La voleva vincere, l’aveva preparata così in settimana, con le pressioni alte, con la spinta degli esterni, la qualità di Dybala e la fisicità di Lukaku. Il menù del vantaggio della Roma, la chiave di volta che sembrava aver messo in discesa la partita dell’Olimpico. Poi, uno dopo l’altro, oscuri presagi hanno iniziato a comparire all’orizzonte: prima il ko di Dybala e l’immediata scelta di puntare su Azmoun. Poi il ko dell’iraniano, che ha preceduto di poco l’espulsione di Zalewski per doppia ammonizione: lì è cambiata la partita, ha riunito i suoi collaboratori, con l’intento di conservare il vantaggio, prepararsi al peggio ma provare a vincere la partita. Il peggio era dietro l’angolo, con il pari viola e mezz’ora ancora da giocare.

Lì, per Mourinho, è iniziata un’altra gara. Trentasette minuti di intensità e stress emotivo che necessiterebbero di due giorni di riposo, ma, da condottiero indomito, aveva capito come fosse quello il momento per non lasciare da soli i suoi ragazzi in mezzo alla tormenta, ma anzi, l’attimo in cui balzare al comando e guidare la nave verso un porto sicuro. 

E quando tutto torna in ballo, è la cura del dettaglio a fare la differenza. Come i cambi. Perché se sei stato costretto a “bruciarti” due slot per infortuni, il terzo in una partita a scacchi con i pedoni contati devi giocartelo con attenzione e con il giusto tempismo. La mossa è ricaduta poi sulla freschezza di Bove, catapultato in campo per dare ossigeno ai compagni. Oppure sui calci piazzati. Lo testimonia un “pizzino” fatto recapitare a Rui Patricio da un raccattapalle (Lukas Bruscaglia, mediano classe 2009 dell'U15), dove lo Special One indicava il posizionamento di El Shaarawy e Bove sui corner battuti dai viola. Un dettaglio dopo l’altro, con la stessa identica estenuante intensità. 

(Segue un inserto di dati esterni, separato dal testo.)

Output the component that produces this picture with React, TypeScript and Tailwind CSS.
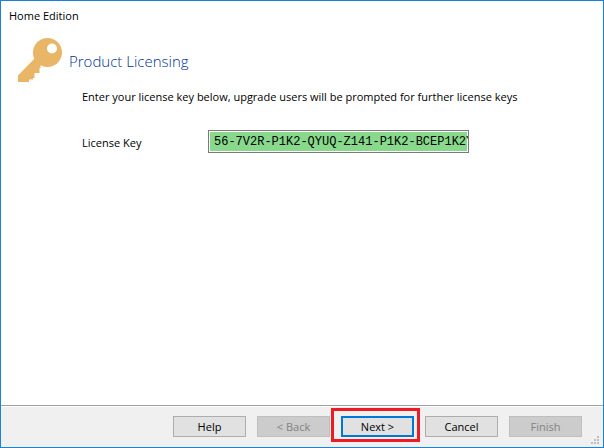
import { useState } from 'react';
import clsx from 'clsx';

type WizardButtonProps = {
  label: string;
  disabled?: boolean;
  primary?: boolean;
};

function WizardButton({ label, disabled, primary }: WizardButtonProps) {
  return (
    <button
      type="button"
      disabled={disabled}
      className={clsx(
        'flex h-[21px] w-[73px] items-center justify-center',
        disabled && 'border border-[#bfbfbf] bg-[#cccccc] text-[#838383]',
        primary && 'border-2 border-[#0078d7] bg-[#e1e1e1]',
        !disabled && !primary && 'border border-[#adadad] bg-[#e1e1e1]'
      )}
    >
      {label}
    </button>
  );
}

function KeyIcon() {
  return (
    <svg width="45" height="45" viewBox="0 0 45 45" fill="#e9b566" aria-hidden="true">
      <path
        fillRule="evenodd"
        d="M29.5 0a14.5 14.5 0 1 1-7 27.2V30h-1v5h-5v5h-1.5v1.500h-4V44H0v-6.500L16.300 20.700A14.500 14.500 0 0 1 29.500 0zm4.500 5.500a5 5 0 1 0 0 10a5 5 0 0 0 0-10z"
      />
    </svg>
  );
}

function ResizeGrip() {
  return (
    <svg
      width="8"
      height="8"
      viewBox="0 0 8 8"
      fill="#bfbfbf"
      aria-hidden="true"
      className="absolute right-1 bottom-[3px]"
    >
      <path d="M6 0h2v2H6zM3 3h2v2H3zM6 3h2v2H6zM0 6h2v2H0zM3 6h2v2H3zM6 6h2v2H6z" />
    </svg>
  );
}

export default function App() {
  const [licenseKey, setLicenseKey] = useState('56-7V2R-P1K2-QYUQ-Z141-P1K2-BCEP1K2Y');

  return (
    <div className="flex min-h-screen flex-col border border-[#1883d7] bg-white font-['Open_Sans','Noto_Sans',sans-serif] text-[11px] leading-4 text-black">
      <header className="px-2 pt-[7px]">Home Edition</header>

      <main className="flex-1 pl-[17px]">
        <div className="flex items-center gap-[6px] pt-[14px]">
          <KeyIcon />
          <h1 className="text-[15px] leading-5 font-light text-[#003399]">Product Licensing</h1>
        </div>

        <div className="pt-[6px] pl-16">
          <p>Enter your license key below, upgrade users will be prompted for further license keys</p>
          <div className="flex items-center pt-[25px]">
            <label htmlFor="license-key" className="w-[126px] pt-[2px]">
              License Key
            </label>
            <input
              id="license-key"
              type="text"
              value={licenseKey}
              onChange={(e) => setLicenseKey(e.target.value)}
              className="h-[23px] w-[261px] border border-[#7a7a7a] bg-[#88d98c] pl-[5px] font-['Liberation_Mono',monospace] text-[12px] ring-1 ring-white outline-none ring-inset"
            />
          </div>
        </div>
      </main>

      <footer className="relative border-t border-[#a0a0a0] bg-[#f0f0f0]">
        <div className="flex justify-end gap-[11px] border-t border-white pt-[9px] pr-[21px] pb-[10px]">
          <WizardButton label="Help" />
          <WizardButton label="< Back" disabled />
          <div className="relative">
            <WizardButton label="Next >" primary />
            <div className="pointer-events-none absolute -top-2 -right-[6px] -bottom-[5px] -left-[10px] border-3 border-[#ed1c24]" />
          </div>
          <WizardButton label="Cancel" />
          <WizardButton label="Finish" disabled />
        </div>
        <ResizeGrip />
      </footer>
    </div>
  );
}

E quando il disegno sembrava aver ripreso forma e la giusta geometria, arriva il rosso (giusto) a Lukaku. Le braccia sconsolate del portoghese si agitano e danno le spalle al campo. Ma per poco, perché la battaglia non è finita. E così lo vedi correre all’indietro come se difendesse lui oppure sbracciarsi a lungo per indicare a El Shaarawy di non salire sugli ultimi rinvii calciati da Rui Patricio. Il triplice fischio di Rapuano è una liberazione, l’ultima scarica di adrenalina se ne va tra i saluti generali. Di Mourinho nel post gara nemmeno una sillaba. Meglio così, la rabbia era troppa, meglio dormirci su.